Exercise description: Identify each line in the records below that contains the word "screenshot", and copy it.
--- Start Rows ---
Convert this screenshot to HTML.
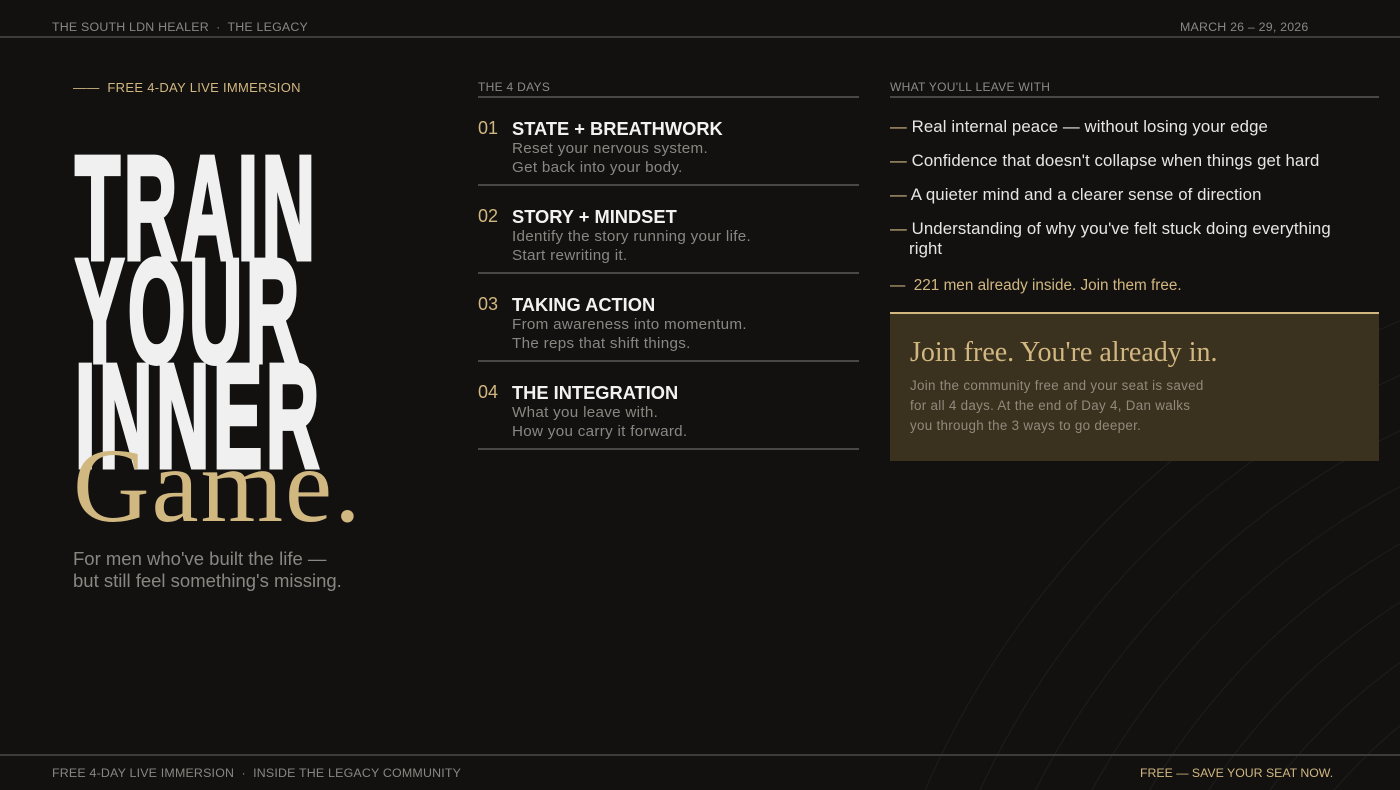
<!DOCTYPE html>
<html><head><meta charset="utf-8"><style>
*{margin:0;padding:0;box-sizing:border-box}
html,body{width:1400px;height:790px;overflow:hidden}
body{background:#121110;font-family:"Liberation Sans",sans-serif;position:relative;color:#eee}
.a{position:absolute;white-space:nowrap}
.top{font-size:12.4px;color:#8a8782;letter-spacing:.2px}
.hl{position:absolute;left:0;width:1400px;height:2px;background:#3e3c39}
.big{position:absolute;left:75px;font-weight:bold;font-size:148px;color:#f0f0f0;transform:scaleX(.5);transform-origin:left top;line-height:1;letter-spacing:7px;-webkit-text-stroke:5px #f0f0f0}
.gold{color:#d1b780}
.lab{font-size:12px;color:#8d8a85;letter-spacing:.3px}
.num{font-size:18px;color:#d1b780}
.dt{font-size:18.3px;font-weight:bold;color:#f2f2f2}
.dd{font-size:15.2px;color:#8a8782;line-height:19px;letter-spacing:.3px}
.ln{position:absolute;height:2px;background:#4a4845}
.li{font-size:16.8px;color:#e6e6e6;letter-spacing:.1px}
</style></head><body>
<svg class="a" style="left:0;top:0" width="1400" height="790"><g fill="none" stroke="#1f1e1c" stroke-width="1">
<circle cx="1750" cy="1150" r="450"/><circle cx="1750" cy="1150" r="500"/><circle cx="1750" cy="1150" r="550"/><circle cx="1750" cy="1150" r="600"/><circle cx="1750" cy="1150" r="650"/><circle cx="1750" cy="1150" r="700"/><circle cx="1750" cy="1150" r="750"/><circle cx="1750" cy="1150" r="800"/><circle cx="1750" cy="1150" r="850"/><circle cx="1750" cy="1150" r="900"/></g></svg>
<div class="a top" style="left:52px;top:20px">THE SOUTH LDN HEALER &nbsp;·&nbsp; THE LEGACY</div>
<div class="a top" style="left:1180px;top:20px">MARCH 26 – 29, 2026</div>
<div class="hl" style="top:36px"></div>
<div class="a gold" style="left:73px;top:80px;font-size:13px;letter-spacing:.3px">—— &nbsp;FREE 4-DAY LIVE IMMERSION</div>
<div class="big" style="top:135px">TRAIN</div>
<div class="big" style="top:238px">YOUR</div>
<div class="big" style="top:343px">INNER</div>
<div class="a gold" style="left:73px;top:433px;font-family:'Liberation Serif',serif;font-size:106px;line-height:1;letter-spacing:2px">Game.</div>
<div class="a" style="left:73px;top:548px;font-size:18.5px;color:#8a8782;line-height:22px">For men who've built the life —<br>but still feel something's missing.</div>

<div class="a lab" style="left:478px;top:80px">THE 4 DAYS</div>
<div class="ln" style="left:478px;top:96px;width:381px"></div>
<div class="a num" style="left:478px;top:118px">01</div><div class="a dt" style="left:512px;top:118px">STATE + BREATHWORK</div><div class="a dd" style="left:512px;top:139px">Reset your nervous system.<br>Get back into your body.</div>
<div class="ln" style="left:478px;top:184px;width:381px"></div>
<div class="a num" style="left:478px;top:206px">02</div><div class="a dt" style="left:512px;top:206px">STORY + MINDSET</div><div class="a dd" style="left:512px;top:227px">Identify the story running your life.<br>Start rewriting it.</div>
<div class="ln" style="left:478px;top:272px;width:381px"></div>
<div class="a num" style="left:478px;top:294px">03</div><div class="a dt" style="left:512px;top:294px">TAKING ACTION</div><div class="a dd" style="left:512px;top:315px">From awareness into momentum.<br>The reps that shift things.</div>
<div class="ln" style="left:478px;top:360px;width:381px"></div>
<div class="a num" style="left:478px;top:382px">04</div><div class="a dt" style="left:512px;top:382px">THE INTEGRATION</div><div class="a dd" style="left:512px;top:403px">What you leave with.<br>How you carry it forward.</div>
<div class="ln" style="left:478px;top:448px;width:381px"></div>

<div class="a lab" style="left:890px;top:80px">WHAT YOU'LL LEAVE WITH</div>
<div class="ln" style="left:890px;top:96px;width:489px"></div>
<div class="a li" style="left:890px;top:117px"><span class="gold">—</span> Real internal peace — without losing your edge</div>
<div class="a li" style="left:890px;top:151px"><span class="gold">—</span> Confidence that doesn't collapse when things get hard</div>
<div class="a li" style="left:890px;top:185px"><span class="gold">—</span> A quieter mind and a clearer sense of direction</div>
<div class="a li" style="left:890px;top:219px;line-height:20px"><span class="gold">—</span> Understanding of why you've felt stuck doing everything<br>&nbsp;&nbsp;&nbsp;&nbsp;right</div>
<div class="a gold" style="left:890px;top:277px;font-size:15.3px"><span>—</span> &nbsp;221 men already inside. Join them free.</div>
<div class="a" style="left:890px;top:312px;width:489px;height:149px;background:#3a311f;border-top:2px solid #d1b780"></div>
<div class="a gold" style="left:910px;top:337px;font-family:'Liberation Serif',serif;font-size:28px">Join free. You're already in.</div>
<div class="a" style="left:910px;top:376px;font-size:13.4px;line-height:20px;color:#918a7c;letter-spacing:.3px">Join the community free and your seat is saved<br>for all 4 days. At the end of Day 4, Dan walks<br>you through the 3 ways to go deeper.</div>

<div class="hl" style="top:754px"></div>
<div class="a top" style="left:52px;top:766px">FREE 4-DAY LIVE IMMERSION &nbsp;·&nbsp; INSIDE THE LEGACY COMMUNITY</div>
<div class="a gold" style="left:1140px;top:766px;font-size:12.3px">FREE — SAVE YOUR SEAT NOW.</div>
</body></html>
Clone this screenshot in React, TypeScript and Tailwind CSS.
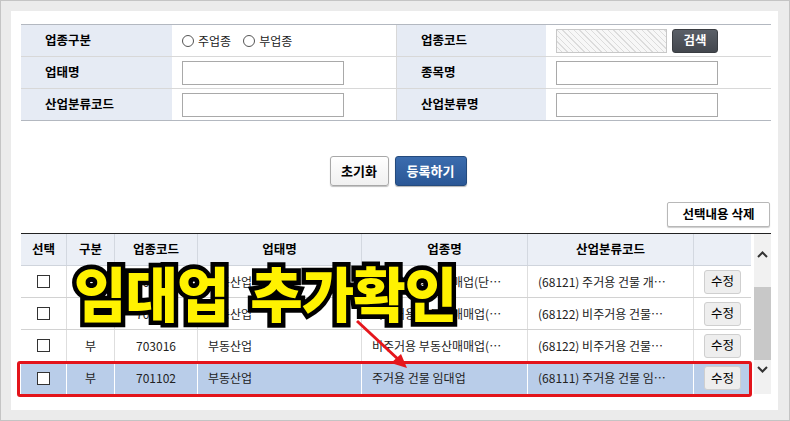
import React from "react";

const rows = [
  { gubun: "부", code: "703011", name: "부동산업", biz: "주거용 부동산매매업(단…", ind: "(68121) 주거용 건물 개…", hl: false },
  { gubun: "부", code: "703012", name: "부동산업", biz: "비주거용 부동산매매업(…", ind: "(68122) 비주거용 건물…", hl: false },
  { gubun: "부", code: "703016", name: "부동산업", biz: "비주거용 부동산매매업(…", ind: "(68122) 비주거용 건물…", hl: false },
  { gubun: "부", code: "701102", name: "부동산업", biz: "주거용 건물 임대업", ind: "(68111) 주거용 건물 임…", hl: true },
];

function Radio({ label }: { label: string }) {
  return (
    <span className="flex items-center gap-[4px]">
      <span className="w-[12px] h-[12px] rounded-full border border-[#555] bg-white" />
      <span className="text-[12px] text-[#222]">{label}</span>
    </span>
  );
}

function Label({ children }: { children: React.ReactNode }) {
  return (
    <div className="bg-[#e6ebf4] flex items-center pl-[24px] text-[12.5px] font-bold text-black">{children}</div>
  );
}

function Input({ w = "w-[162px]" }: { w?: string }) {
  return <div className={`${w} h-[24px] border border-[#a9a9a9] bg-white`} />;
}

export default function App() {
  return (
    <div className="w-[790px] h-[421px] bg-[#ebebeb] border border-[#c4c4c4] pt-[10px] pl-[10px] pr-[11px] pb-[10px] font-['Noto_Sans_CJK_KR','Noto_Sans',sans-serif] text-[#222] overflow-hidden">
      <div className="relative bg-white h-full pt-[13px] pl-[10px] pr-[7px]">
        {/* form */}
        <div className="border-t border-[#b3b8c0] border-b border-b-[#b3b8c0]">
          <div className="grid grid-cols-[151px_225px_149px_225px] h-[32px] border-b border-[#d8d8d8]">
            <Label>업종구분</Label>
            <div className="flex items-center pl-[10px] gap-[12px] border-r border-[#d8d8d8]">
              <Radio label="주업종" />
              <Radio label="부업종" />
            </div>
            <Label>업종코드</Label>
            <div className="flex items-center pl-[10px] gap-[5px]">
              <div className="w-[111px] h-[24px] border border-[#c8c8c8] bg-[repeating-linear-gradient(45deg,#f7f7f7_0px,#f7f7f7_3px,#dcdcdc_3px,#dcdcdc_4px)]" />
              <div className="w-[46px] h-[24px] rounded-[3px] bg-[linear-gradient(#5a5f67,#43474e)] border border-[#3a3d42] flex items-center justify-center text-white text-[12.5px] font-bold">검색</div>
            </div>
          </div>
          <div className="grid grid-cols-[151px_225px_149px_225px] h-[32px] border-b border-[#d8d8d8]">
            <Label>업태명</Label>
            <div className="flex items-center pl-[10px] border-r border-[#d8d8d8]"><Input /></div>
            <Label>종목명</Label>
            <div className="flex items-center pl-[10px]"><Input /></div>
          </div>
          <div className="grid grid-cols-[151px_225px_149px_225px] h-[31px]">
            <Label>산업분류코드</Label>
            <div className="flex items-center pl-[10px] border-r border-[#d8d8d8]"><Input /></div>
            <Label>산업분류명</Label>
            <div className="flex items-center pl-[10px]"><Input /></div>
          </div>
        </div>

        {/* buttons */}
        <div className="flex justify-center gap-[6px] mt-[35px] pl-[4px]">
          <div className="w-[59px] h-[30px] rounded-[3px] border border-[#a8a8a8] bg-[linear-gradient(#ffffff,#f0f0f0)] shadow-[0_1px_1px_rgba(0,0,0,0.25)] flex items-center justify-center text-[13px] font-bold text-black">초기화</div>
          <div className="w-[72px] h-[30px] rounded-[3px] border border-[#244a7c] bg-[linear-gradient(#3b6cae,#2a5796)] shadow-[0_1px_1px_rgba(0,0,0,0.3)] flex items-center justify-center text-[13px] font-bold text-white">등록하기</div>
        </div>

        <div className="flex justify-end mt-[16px] pr-[1px]">
          <div className="w-[103px] h-[25px] border border-[#b8b8b8] rounded-[2px] bg-white shadow-[0_1px_1px_rgba(0,0,0,0.2)] flex items-center justify-center text-[12.5px] font-bold text-black">선택내용 삭제</div>
        </div>

        {/* table */}
        <div className="mt-[6px] border-t border-[#222] flex">
          <div className="w-[730px]">
            <div className="grid grid-cols-[46px_48px_83px_164px_166px_166px_57px] h-[32px] bg-[#ebeff6] border-b border-[#cfd4dc] text-[12.5px] font-bold text-black">
              {["선택", "구분", "업종코드", "업태명", "업종명", "산업분류코드", ""].map((h, i) => (
                <div key={i} className={`flex items-center justify-center ${i < 6 ? "border-r border-[#d3d8e0]" : ""}`}>{h}</div>
              ))}
            </div>
            {rows.map((r, i) => (
              <div
                key={i}
                className={`grid grid-cols-[46px_48px_83px_164px_166px_166px_57px] h-[32px] text-[12px] ${r.hl ? "bg-[#b9cde9]" : "bg-white border-b border-[#d2d2d2]"}`}
              >
                <div className={`flex items-center justify-center border-r ${r.hl ? "border-white" : "border-[#dedede]"}`}>
                  <span className="w-[13px] h-[13px] border border-[#333] bg-white" />
                </div>
                <div className={`flex items-center justify-center border-r ${r.hl ? "border-white" : "border-[#dedede]"}`}>{r.gubun}</div>
                <div className={`flex items-center justify-center border-r ${r.hl ? "border-white" : "border-[#dedede]"}`}>{r.code}</div>
                <div className={`flex items-center pl-[10px] border-r ${r.hl ? "border-white" : "border-[#dedede]"}`}>{r.name}</div>
                <div className={`flex items-center pl-[10px] whitespace-nowrap overflow-hidden border-r ${r.hl ? "border-white" : "border-[#dedede]"}`}>{r.biz}</div>
                <div className={`flex items-center pl-[10px] whitespace-nowrap overflow-hidden border-r ${r.hl ? "border-white" : "border-[#dedede]"}`}>{r.ind}</div>
                <div className="flex items-center justify-center">
                  <span className="w-[37px] h-[24px] rounded-[3px] border border-[#cfcfcf] bg-[#eeeeee] flex items-center justify-center text-[12.5px] text-black">수정</span>
                </div>
              </div>
            ))}
          </div>
          {/* scrollbar */}
          <div className="w-[20px] h-[160px] flex flex-col pl-[3px]">
            <div className="h-[32px] flex items-end justify-center pb-[8px] bg-[#f1f1f1]">
              <svg width="11" height="7" viewBox="0 0 11 7"><path d="M1 6 L5.5 1.5 L10 6" stroke="#333" strokeWidth="2" fill="none" /></svg>
            </div>
            <div className="h-[21px] bg-[#f1f1f1]" />
            <div className="h-[73px] bg-[#c8c8c8]" />
            <div className="flex-1 flex items-start justify-center pt-[6px] bg-[#f1f1f1]">
              <svg width="11" height="7" viewBox="0 0 11 7"><path d="M1 1 L5.5 5.5 L10 1" stroke="#333" strokeWidth="2" fill="none" /></svg>
            </div>
          </div>
        </div>

        {/* red highlight box */}
        <div className="absolute left-[6px] top-[350px] w-[735px] h-[36px] border-[3px] border-[#e3141b] rounded-[3px]" />

        {/* arrow */}
        <svg className="absolute inset-0 w-full h-full pointer-events-none" viewBox="0 0 767 399">
          <line x1="346" y1="310" x2="389" y2="350" stroke="#e5161c" strokeWidth="3" />
          <polygon points="396,357 380,352 390,343" fill="#e5161c" />
        </svg>

        {/* big overlay text */}
        <div className="absolute left-[63px] top-[251px] flex gap-[22px] text-[57px] leading-none font-black tracking-[-1px] scale-y-[1.04] origin-top">
          {["임대업", "추가확인"].map((t, i) => (
            <span key={i} className="relative inline-block">
              <span className="absolute inset-0 text-black [-webkit-text-stroke:9px_#000]">{t}</span>
              <span className="relative text-[#fff200]">{t}</span>
            </span>
          ))}
        </div>
      </div>
    </div>
  );
}
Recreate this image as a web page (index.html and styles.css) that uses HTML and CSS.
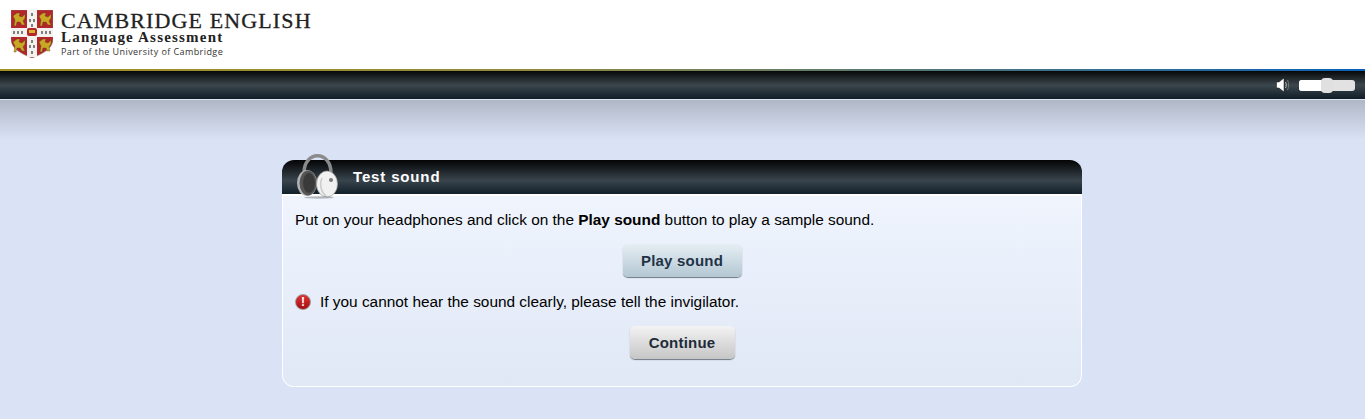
FILE: index.html
```html
<!DOCTYPE html>
<html lang="en">
<head>
    <meta charset="UTF-8">
    <title>Test sound</title>
    <link rel="stylesheet" href="styles.css">
</head>
<body>
    <header class="brand">
        <svg class="crest" width="42" height="48" viewBox="0 0 42 48">
            <path d="M0 0H42V29C42 39 31 44 21 48C11 44 0 39 0 29Z" fill="#b3262b" stroke="#8a7a6a" stroke-width=".5"/>
            <rect x="16" y="0" width="10" height="47" fill="#f4f2ee"/>
            <rect x="0" y="18" width="42" height="9" fill="#f4f2ee"/>
            <path d="M21 3v3M19 9v3M23 9v3M21 14v3M21 30v3M19 35v3M23 35v3M21 41v3" stroke="#333" stroke-width="1.200"/>
            <path d="M3 21v3M7 21v3M11 21v3M31 21v3M35 21v3M39 21v3" stroke="#333" stroke-width="1.200"/>
            <rect x="16" y="18" width="10" height="8" rx="2" fill="#b3262b"/>
            <rect x="18" y="20" width="6" height="3" fill="#d9b52a"/>
            <g fill="#c9a826" stroke="#5a4a12" stroke-width=".4">
                <path d="M2 6L6 3H9L8 6L11 7L14 4L14 8L12 11L14 15H11L9 12L6 12L5 16H3L4 10Z"/>
                <path d="M28 6L32 3H35L34 6L37 7L40 4L40 8L38 11L40 15H37L35 12L32 12L31 16H29L30 10Z"/>
                <path d="M2 32L6 29H9L8 32L11 33L14 30L14 34L12 37L14 41H11L9 38L6 38L5 42H3L4 36Z"/>
                <path d="M28 32L32 29H35L34 32L37 33L40 30L40 34L38 37L39 41H36L35 38L32 38L31 42H29L30 36Z"/>
            </g>
        </svg>
        <div class="brand-text">
            <div class="brand-name">CAMBRIDGE ENGLISH</div>
            <div class="brand-sub">Language Assessment</div>
            <div class="brand-part">Part of the University of Cambridge</div>
        </div>
    </header>

    <div class="stripe"></div>
    <div class="toolbar">
        <svg class="speaker" width="14" height="16" viewBox="0 0 14 16">
            <path d="M0.500 5H3L8 1V15L3 11H0.500Z" fill="#fff" stroke="#111" stroke-width=".5"/>
            <path d="M9.500 5C10.500 7 10.500 9 9.500 11" fill="none" stroke="#bbb" stroke-width="1"/>
            <path d="M11.500 3C13 6 13 10 11.500 13" fill="none" stroke="#777" stroke-width="1"/>
        </svg>
        <div class="volume">
            <div class="volume-fill"></div>
            <div class="volume-knob"></div>
        </div>
    </div>

    <main class="page">
        <section class="panel">
            <div class="panel-head">
                <svg class="phones" width="44" height="46" viewBox="0 0 44 46">
                    <path d="M8 20C8 -3 35 -3 35 20" fill="none" stroke="#8b8b8b" stroke-width="3.500"/>
                    <ellipse cx="11" cy="30" rx="10" ry="13" fill="#b5b5b5"/>
                    <ellipse cx="12" cy="30" rx="8.500" ry="12.500" fill="#555"/>
                    <ellipse cx="13" cy="30" rx="6" ry="10" fill="#3a3a3a"/>
                    <ellipse cx="31" cy="31" rx="10.500" ry="13" fill="#f1f1f1" stroke="#999" stroke-width=".7"/>
                    <circle cx="35" cy="27" r="2" fill="#777"/>
                    <path d="M26 25C23 31 25 39 30 43" fill="none" stroke="#ccc" stroke-width="1.500"/>
                    <ellipse cx="23" cy="44.500" rx="15" ry="1.200" fill="#000" opacity=".25"/>
                </svg>
                <h1>Test sound</h1>
            </div>
            <div class="panel-body">
                <p class="intro">Put on your headphones and click on the <b>Play sound</b> button to play a sample sound.</p>
                <div class="btn-row"><button class="btn btn-play">Play sound</button></div>
                <p class="warning">
                    <span class="warn-icon">!</span>
                    If you cannot hear the sound clearly, please tell the invigilator.
                </p>
                <div class="btn-row"><button class="btn btn-continue">Continue</button></div>
            </div>
        </section>
    </main>
</body>
</html>
```

FILE: styles.css
```css
html, body {
    margin: 0;
    padding: 0;
}
body {
    font-family: "Liberation Sans", Arial, sans-serif;
    font-size: 15.4px;
    color: #000;
    background-color: #dae3f5;
    height: 419px;
    overflow: hidden;
}
.brand {
    height: 69px;
    background-color: #fff;
    display: flex;
    align-items: flex-start;
    padding-left: 11px;
    box-sizing: border-box;
    padding-top: 10px;
}
.crest {
    margin-right: 8px;
}
.brand-text {
    color: #222;
    font-family: "Liberation Serif", serif;
    margin-top: 1px;
}
.brand-name {
    font-size: 22px;
    line-height: 19px;
    letter-spacing: 1.12px;
    -webkit-text-stroke: 0.3px #222;
}
.brand-sub {
    font-size: 15px;
    line-height: 15px;
    font-weight: bold;
    letter-spacing: 1.2px;
}
.brand-part {
    font-family: "Open Sans", sans-serif;
    font-size: 9px;
    line-height: 14px;
    color: #333;
    letter-spacing: 0.42px;
}
.stripe {
    height: 2px;
    background: linear-gradient(to right, #a39224 0%, #8f8a40 40%, #0b62b8 100%);
}
.toolbar {
    height: 28px;
    border-bottom: 1px solid #dfe5f0;
    background: linear-gradient(to bottom, #060809 0%, #3c464d 50%, #101d27 100%);
    display: flex;
    align-items: center;
    justify-content: flex-end;
    padding-right: 10px;
}
.speaker {
    margin-right: 9px;
}
.volume {
    position: relative;
    width: 56px;
    height: 11px;
    border-radius: 3px;
    background-color: #e2e2e2;
}
.volume-fill {
    width: 24px;
    height: 11px;
    background-color: #fff;
    border-radius: 3px 0 0 3px;
}
.volume-knob {
    position: absolute;
    left: 22px;
    top: -2px;
    width: 12px;
    height: 15px;
    border-radius: 4px;
    background-color: #e0e0e0;
}
.page {
    height: 319px;
    box-sizing: border-box;
    padding: 60px 1px 0 0;
    background: linear-gradient(to bottom, #b0b8c7 0px, #dae3f5 40px);
    display: flex;
    justify-content: center;
}
.panel {
    width: 800px;
    height: 227px;
}
.panel-head {
    height: 34px;
    border-radius: 12px 12px 0 0;
    background: linear-gradient(to bottom, #030405 0%, #39444c 60%, #12202b 100%);
    position: relative;
    display: flex;
    align-items: center;
}
.phones {
    position: absolute;
    left: 14px;
    top: -7px;
}
.panel-head h1 {
    margin: -2px 0 0 71px;
    color: #fff;
    font-size: 15px;
    font-weight: bold;
    letter-spacing: 0.85px;
}
.panel-body {
    height: 193px;
    box-sizing: border-box;
    border: 1px solid #fff;
    border-top-width: 2px;
    border-radius: 0 0 12px 12px;
    background: linear-gradient(to bottom, #eff4fd 0%, #e0e8f6 100%);
    padding: 14px 12px 0;
}
.intro {
    margin: 0;
    line-height: 19px;
}
.btn-row {
    display: flex;
    justify-content: center;
}
.btn {
    font-family: "Liberation Sans", Arial, sans-serif;
    font-size: 15px;
    font-weight: bold;
    letter-spacing: 0.2px;
    color: #1f3347;
    height: 33px;
    border: none;
    border-radius: 5px;
    box-shadow: 0 1px 1px #6f7983;
}
.btn-play {
    width: 119px;
    margin-top: 15px;
    background: linear-gradient(to bottom, #e6eef4 0%, #b3c7d2 100%);
}
.btn-continue {
    width: 105px;
    margin-top: 15px;
    color: #1e2c38;
    background: linear-gradient(to bottom, #f3f3f3 0%, #c6c6c6 100%);
}
.warning {
    margin: 15px 0 0;
    line-height: 19px;
    display: flex;
    align-items: center;
}
.warn-icon {
    width: 16px;
    height: 16px;
    border-radius: 50%;
    background: linear-gradient(to bottom, #d33 0%, #a80e12 100%);
    border: 1px solid #999;
    box-sizing: border-box;
    color: #fff;
    font-size: 12px;
    font-weight: bold;
    line-height: 14px;
    text-align: center;
    margin-right: 9px;
}
```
--- End Rows ---
Solved problem:
Convert this screenshot to HTML.
Clone this screenshot in React, TypeScript and Tailwind CSS.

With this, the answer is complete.